Restate the full listing word for word and leave the pictures out.

▶ [Available data]
□ □ □ □ □

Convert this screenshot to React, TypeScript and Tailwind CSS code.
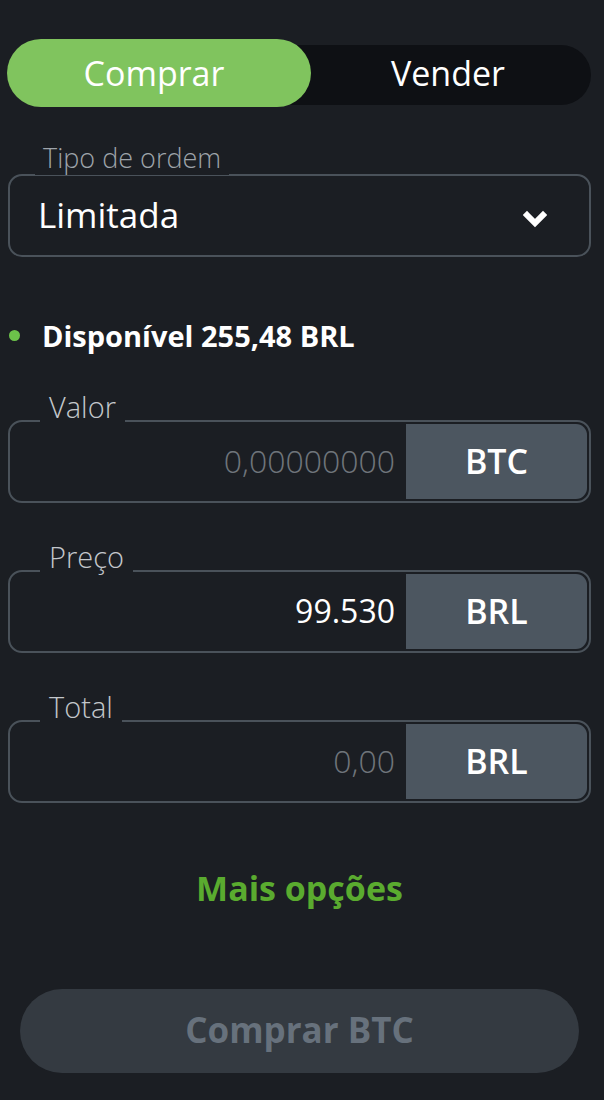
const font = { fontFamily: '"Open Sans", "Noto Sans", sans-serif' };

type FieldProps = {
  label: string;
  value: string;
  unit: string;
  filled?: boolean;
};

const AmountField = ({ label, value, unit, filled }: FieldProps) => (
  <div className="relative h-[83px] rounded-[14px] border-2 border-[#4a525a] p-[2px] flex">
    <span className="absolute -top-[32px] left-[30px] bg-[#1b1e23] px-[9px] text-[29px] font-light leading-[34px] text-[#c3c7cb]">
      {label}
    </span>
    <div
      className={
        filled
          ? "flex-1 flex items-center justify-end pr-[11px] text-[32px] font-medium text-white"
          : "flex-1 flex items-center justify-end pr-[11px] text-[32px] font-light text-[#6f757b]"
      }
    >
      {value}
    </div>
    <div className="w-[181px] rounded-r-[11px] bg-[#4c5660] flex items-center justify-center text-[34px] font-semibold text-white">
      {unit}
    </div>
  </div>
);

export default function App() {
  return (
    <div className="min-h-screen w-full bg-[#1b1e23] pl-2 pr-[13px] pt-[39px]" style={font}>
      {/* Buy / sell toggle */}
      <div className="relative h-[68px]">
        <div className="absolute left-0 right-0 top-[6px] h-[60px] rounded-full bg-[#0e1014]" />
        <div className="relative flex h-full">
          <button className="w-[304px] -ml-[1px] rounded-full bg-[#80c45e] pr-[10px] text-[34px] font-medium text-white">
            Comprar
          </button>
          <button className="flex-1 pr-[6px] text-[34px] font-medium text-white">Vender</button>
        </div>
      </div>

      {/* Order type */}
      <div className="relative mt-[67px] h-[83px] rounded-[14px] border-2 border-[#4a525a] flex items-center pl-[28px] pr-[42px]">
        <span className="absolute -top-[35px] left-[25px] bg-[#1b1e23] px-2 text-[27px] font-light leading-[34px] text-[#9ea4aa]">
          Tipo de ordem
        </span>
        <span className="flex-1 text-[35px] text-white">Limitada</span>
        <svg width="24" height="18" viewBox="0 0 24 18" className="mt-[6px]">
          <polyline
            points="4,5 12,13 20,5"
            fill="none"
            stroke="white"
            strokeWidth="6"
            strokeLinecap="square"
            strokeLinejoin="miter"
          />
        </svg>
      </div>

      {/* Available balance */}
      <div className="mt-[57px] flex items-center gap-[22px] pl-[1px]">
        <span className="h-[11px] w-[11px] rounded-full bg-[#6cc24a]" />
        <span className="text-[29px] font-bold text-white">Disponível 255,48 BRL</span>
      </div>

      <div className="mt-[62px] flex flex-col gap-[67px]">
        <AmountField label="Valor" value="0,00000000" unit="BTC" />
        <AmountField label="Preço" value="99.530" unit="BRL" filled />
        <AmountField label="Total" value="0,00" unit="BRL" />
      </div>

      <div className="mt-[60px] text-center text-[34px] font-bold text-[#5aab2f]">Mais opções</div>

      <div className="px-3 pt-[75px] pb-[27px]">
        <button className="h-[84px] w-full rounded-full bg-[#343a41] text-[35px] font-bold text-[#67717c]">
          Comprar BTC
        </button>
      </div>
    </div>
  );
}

□ □ □ □ □

▶ [Task answer]
Convert this screenshot to React, TypeScript and Tailwind CSS code.
const font = { fontFamily: '"Open Sans", "Noto Sans", sans-serif' };

type FieldProps = {
  label: string;
  value: string;
  unit: string;
  filled?: boolean;
};

const AmountField = ({ label, value, unit, filled }: FieldProps) => (
  <div className="relative h-[83px] rounded-[14px] border-2 border-[#4a525a] p-[2px] flex">
    <span className="absolute -top-[32px] left-[30px] bg-[#1b1e23] px-[9px] text-[29px] font-light leading-[34px] text-[#c3c7cb]">
      {label}
    </span>
    <div
      className={
        filled
          ? "flex-1 flex items-center justify-end pr-[11px] text-[32px] font-medium text-white"
          : "flex-1 flex items-center justify-end pr-[11px] text-[32px] font-light text-[#6f757b]"
      }
    >
      {value}
    </div>
    <div className="w-[181px] rounded-r-[11px] bg-[#4c5660] flex items-center justify-center text-[34px] font-semibold text-white">
      {unit}
    </div>
  </div>
);

export default function App() {
  return (
    <div className="min-h-screen w-full bg-[#1b1e23] pl-2 pr-[13px] pt-[39px]" style={font}>
      {/* Buy / sell toggle */}
      <div className="relative h-[68px]">
        <div className="absolute left-0 right-0 top-[6px] h-[60px] rounded-full bg-[#0e1014]" />
        <div className="relative flex h-full">
          <button className="w-[304px] -ml-[1px] rounded-full bg-[#80c45e] pr-[10px] text-[34px] font-medium text-white">
            Comprar
          </button>
          <button className="flex-1 pr-[6px] text-[34px] font-medium text-white">Vender</button>
        </div>
      </div>

      {/* Order type */}
      <div className="relative mt-[67px] h-[83px] rounded-[14px] border-2 border-[#4a525a] flex items-center pl-[28px] pr-[42px]">
        <span className="absolute -top-[35px] left-[25px] bg-[#1b1e23] px-2 text-[27px] font-light leading-[34px] text-[#9ea4aa]">
          Tipo de ordem
        </span>
        <span className="flex-1 text-[35px] text-white">Limitada</span>
        <svg width="24" height="18" viewBox="0 0 24 18" className="mt-[6px]">
          <polyline
            points="4,5 12,13 20,5"
            fill="none"
            stroke="white"
            strokeWidth="6"
            strokeLinecap="square"
            strokeLinejoin="miter"
          />
        </svg>
      </div>

      {/* Available balance */}
      <div className="mt-[57px] flex items-center gap-[22px] pl-[1px]">
        <span className="h-[11px] w-[11px] rounded-full bg-[#6cc24a]" />
        <span className="text-[29px] font-bold text-white">Disponível 255,48 BRL</span>
      </div>

      <div className="mt-[62px] flex flex-col gap-[67px]">
        <AmountField label="Valor" value="0,00000000" unit="BTC" />
        <AmountField label="Preço" value="99.530" unit="BRL" filled />
        <AmountField label="Total" value="0,00" unit="BRL" />
      </div>

      <div className="mt-[60px] text-center text-[34px] font-bold text-[#5aab2f]">Mais opções</div>

      <div className="px-3 pt-[75px] pb-[27px]">
        <button className="h-[84px] w-full rounded-full bg-[#343a41] text-[35px] font-bold text-[#67717c]">
          Comprar BTC
        </button>
      </div>
    </div>
  );
}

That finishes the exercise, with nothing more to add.